▶ [AVAILABLE DATA]:
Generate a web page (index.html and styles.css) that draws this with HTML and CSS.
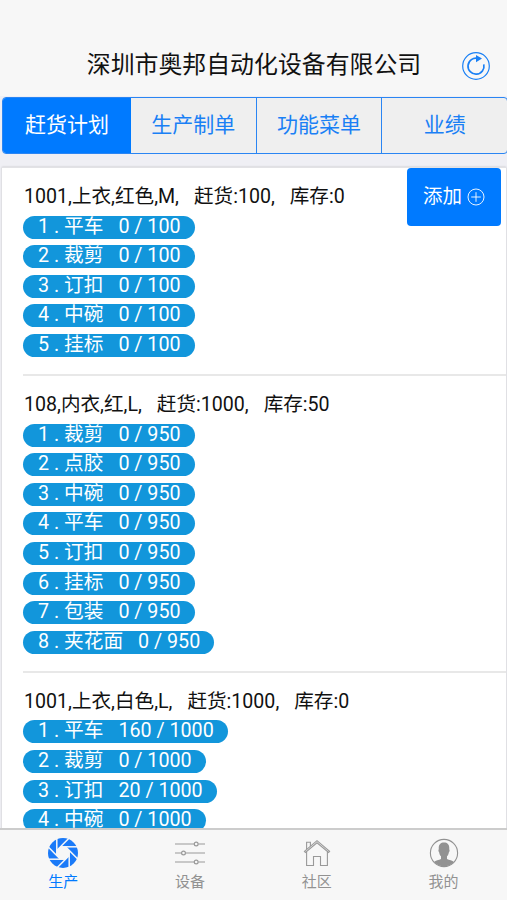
FILE: index.html
```html
<!DOCTYPE html>
<html lang="zh-CN">
<head>
    <meta charset="UTF-8">
    <meta name="viewport" content="width=device-width, initial-scale=1.0">
    <title>深圳市奥邦自动化设备有限公司</title>
    <link rel="stylesheet" href="styles.css">
</head>
<body>
    <header class="bar">
        <h1 class="title">深圳市奥邦自动化设备有限公司</h1>
        <svg class="refresh" viewBox="0 0 28 28" fill="none" stroke="#1a80f5">
            <circle cx="14" cy="14" r="13.3" stroke-width="1.2"/>
            <path d="M16 6.4A8 8 0 1 0 21.8 12.4" stroke-width="1.7"/>
            <path d="M14 3L20 6.6L14 10.3Z" fill="#1a80f5" stroke="none"/>
        </svg>
    </header>

    <nav class="segments">
        <a class="segment active">赶货计划</a>
        <a class="segment">生产制单</a>
        <a class="segment">功能菜单</a>
        <a class="segment">业绩</a>
    </nav>

    <main class="content">
        <div class="card">
            <button class="add-btn">添加
                <svg class="plus" viewBox="0 0 18 18" fill="none" stroke="#fff" stroke-width="0.9">
                    <circle cx="9" cy="9" r="8"/>
                    <path d="M9 4.2V13.8M4.2 9H13.8"/>
                </svg>
            </button>
            <section class="plan">
                <h2 class="plan-title"><span>1001,上衣,红色,M,</span><span>赶货:100,</span><span>库存:0</span></h2>
                <ul class="steps">
                    <li class="step"><span>1 . 平车</span><span>0 / 100</span></li>
                    <li class="step"><span>2 . 裁剪</span><span>0 / 100</span></li>
                    <li class="step"><span>3 . 订扣</span><span>0 / 100</span></li>
                    <li class="step"><span>4 . 中碗</span><span>0 / 100</span></li>
                    <li class="step"><span>5 . 挂标</span><span>0 / 100</span></li>
                </ul>
            </section>
            <section class="plan">
                <h2 class="plan-title"><span>108,内衣,红,L,</span><span>赶货:1000,</span><span>库存:50</span></h2>
                <ul class="steps">
                    <li class="step"><span>1 . 裁剪</span><span>0 / 950</span></li>
                    <li class="step"><span>2 . 点胶</span><span>0 / 950</span></li>
                    <li class="step"><span>3 . 中碗</span><span>0 / 950</span></li>
                    <li class="step"><span>4 . 平车</span><span>0 / 950</span></li>
                    <li class="step"><span>5 . 订扣</span><span>0 / 950</span></li>
                    <li class="step"><span>6 . 挂标</span><span>0 / 950</span></li>
                    <li class="step"><span>7 . 包装</span><span>0 / 950</span></li>
                    <li class="step"><span>8 . 夹花面</span><span>0 / 950</span></li>
                </ul>
            </section>
            <section class="plan">
                <h2 class="plan-title"><span>1001,上衣,白色,L,</span><span>赶货:1000,</span><span>库存:0</span></h2>
                <ul class="steps">
                    <li class="step"><span>1 . 平车</span><span>160 / 1000</span></li>
                    <li class="step"><span>2 . 裁剪</span><span>0 / 1000</span></li>
                    <li class="step"><span>3 . 订扣</span><span>20 / 1000</span></li>
                    <li class="step"><span>4 . 中碗</span><span>0 / 1000</span></li>
                </ul>
            </section>
        </div>
    </main>

    <footer class="tabs">
        <a class="tab active">
            <svg class="tab-icon" viewBox="0 0 32 32">
                <defs>
                    <path id="slit" d="M13.4 9.8H32"/>
                </defs>
                <circle cx="16" cy="16" r="15" fill="#1a7af8"/>
                <path d="M13.3 9.5H18.7L22.5 13.3V18.7L18.7 22.5H13.3L9.5 18.7V13.3Z" fill="#f7f7f7"/>
                <g stroke="#f7f7f7" stroke-width="1.5">
                    <use href="#slit"/>
                    <use href="#slit" transform="rotate(45 16 16)"/>
                    <use href="#slit" transform="rotate(90 16 16)"/>
                    <use href="#slit" transform="rotate(135 16 16)"/>
                    <use href="#slit" transform="rotate(180 16 16)"/>
                    <use href="#slit" transform="rotate(225 16 16)"/>
                    <use href="#slit" transform="rotate(270 16 16)"/>
                    <use href="#slit" transform="rotate(315 16 16)"/>
                </g>
            </svg>
            <span>生产</span>
        </a>
        <a class="tab">
            <svg class="tab-icon" viewBox="0 0 32 32" fill="none" stroke="#999" stroke-width="1.2">
                <path d="M1 7H20M24.4 7H31M1 16H7.3M11.7 16H31M1 25H20M24.4 25H31"/>
                <circle cx="22.2" cy="7" r="1.9"/>
                <circle cx="9.5" cy="16" r="1.9"/>
                <circle cx="22.2" cy="25" r="1.9"/>
            </svg>
            <span>设备</span>
        </a>
        <a class="tab">
            <svg class="tab-icon" viewBox="0 0 32 32" fill="none" stroke="#999" stroke-width="1.1">
                <path d="M3.4 14.3L16 3.6L28.6 14.3L27.6 15.5L16 5.8L4.4 15.5Z"/>
                <path d="M5.6 14.6V28.5H12.5V19.5H19.5V28.5H26.4V14.6"/>
                <path d="M5.6 12.2V5.3H9.4V9"/>
            </svg>
            <span>社区</span>
        </a>
        <a class="tab">
            <svg class="tab-icon" viewBox="0 0 32 32">
                <circle cx="16" cy="16" r="13.6" fill="none" stroke="#929292" stroke-width="1.1"/>
                <path fill="#929292" d="M6 25C7.5 23.6 11 23 13 22.1V19.2C11.8 18 11.4 16.8 11.2 15.4C10.3 14.8 10.2 12.8 10.8 12.3C10.3 8 12.3 5.6 16 5.6S21.7 8 21.2 12.3C21.8 12.8 21.7 14.8 20.8 15.4C20.6 16.8 20.2 18 19 19.2V22.1C21 23 24.5 23.6 26 25A13.6 13.6 0 0 1 6 25Z"/>
            </svg>
            <span>我的</span>
        </a>
    </footer>
</body>
</html>
```
FILE: styles.css
```css
* {
    box-sizing: border-box;
}
body {
    margin: 0;
    height: 900px;
    display: flex;
    flex-direction: column;
    overflow: hidden;
    background-color: #efeff4;
    font-family: Roboto, "Noto Sans CJK SC", sans-serif;
    color: #111;
}
.bar {
    flex: none;
    height: 96px;
    padding: 36px 17px 0 0;
    display: flex;
    align-items: center;
    background-color: #f7f7f7;
}
.title {
    flex: 1;
    margin: 0;
    padding: 0 0 3px 46px;
    text-align: center;
    font-size: 23.9px;
    font-weight: normal;
    line-height: 56px;
}
.refresh {
    flex: none;
    width: 28px;
    height: 28px;
}
.segments {
    flex: none;
    display: flex;
    height: 57px;
    margin: 1px -1px 0 2px;
    border: 1px solid #2a85f3;
    border-radius: 4px;
    background-color: #efefef;
    overflow: hidden;
}
.segment {
    flex: 1;
    text-align: center;
    font-size: 21px;
    line-height: 55px;
    color: #1a80f5;
}
.segment.active {
    flex: 0 0 128px;
    background-color: #007aff;
    color: #fff;
}
.segment + .segment + .segment {
    border-left: 1px solid #2a85f3;
}
.content {
    flex: 1;
    min-height: 0;
    padding: 13px 1px 0 2px;
    overflow: hidden;
}
.card {
    position: relative;
    height: 900px;
    padding-left: 21px;
    background-color: #fff;
    border-top: 1px solid #e2e2e5;
    box-shadow: 0 0 2px rgba(0, 0, 0, 0.2);
}
/* floats over the first plan */
.add-btn {
    position: absolute;
    top: 0;
    right: 5px;
    width: 94px;
    height: 58px;
    padding: 0 0 5px;
    display: flex;
    align-items: center;
    justify-content: center;
    gap: 5px;
    border: none;
    border-radius: 4px;
    background-color: #007aff;
    color: #fff;
    font-family: inherit;
    font-size: 19.5px;
}
.plus {
    width: 18px;
    height: 18px;
    margin-top: 4px;
}
.plan {
    padding: 12px 0 17px;
    border-bottom: 2px solid #e8e8e8;
}
.plan-title {
    display: flex;
    gap: 15px;
    margin: 0 0 1px;
    padding-left: 1px;
    font-size: 19.6px;
    font-weight: normal;
    line-height: 34.6px;
    white-space: nowrap;
}
.steps {
    display: flex;
    flex-direction: column;
    align-items: flex-start;
    gap: 6.6px;
    margin: 0;
    padding: 0;
    list-style: none;
}
.step {
    display: flex;
    gap: 15px;
    height: 23px;
    padding: 0 14px 0 15px;
    border-radius: 12px;
    background-color: #1296db;
    color: #fff;
    font-size: 19.7px;
    line-height: 21px;
    white-space: pre;
}
.tabs {
    flex: none;
    display: flex;
    height: 72px;
    padding-top: 7px;
    border-top: 2px solid #ccc;
    background-color: #f7f7f7;
}
.tab {
    flex: 1;
    display: flex;
    flex-direction: column;
    align-items: center;
    gap: 2px;
    font-size: 15px;
    line-height: 22px;
    color: #929292;
}
.tab.active {
    color: #007aff;
}
.tab-icon {
    width: 32px;
    height: 32px;
}
```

▶ [AIM]: What is the number of lines in the data that hold the word "styles"? Reply with that number and nothing else.

▶ [TASK ANSWER]: 3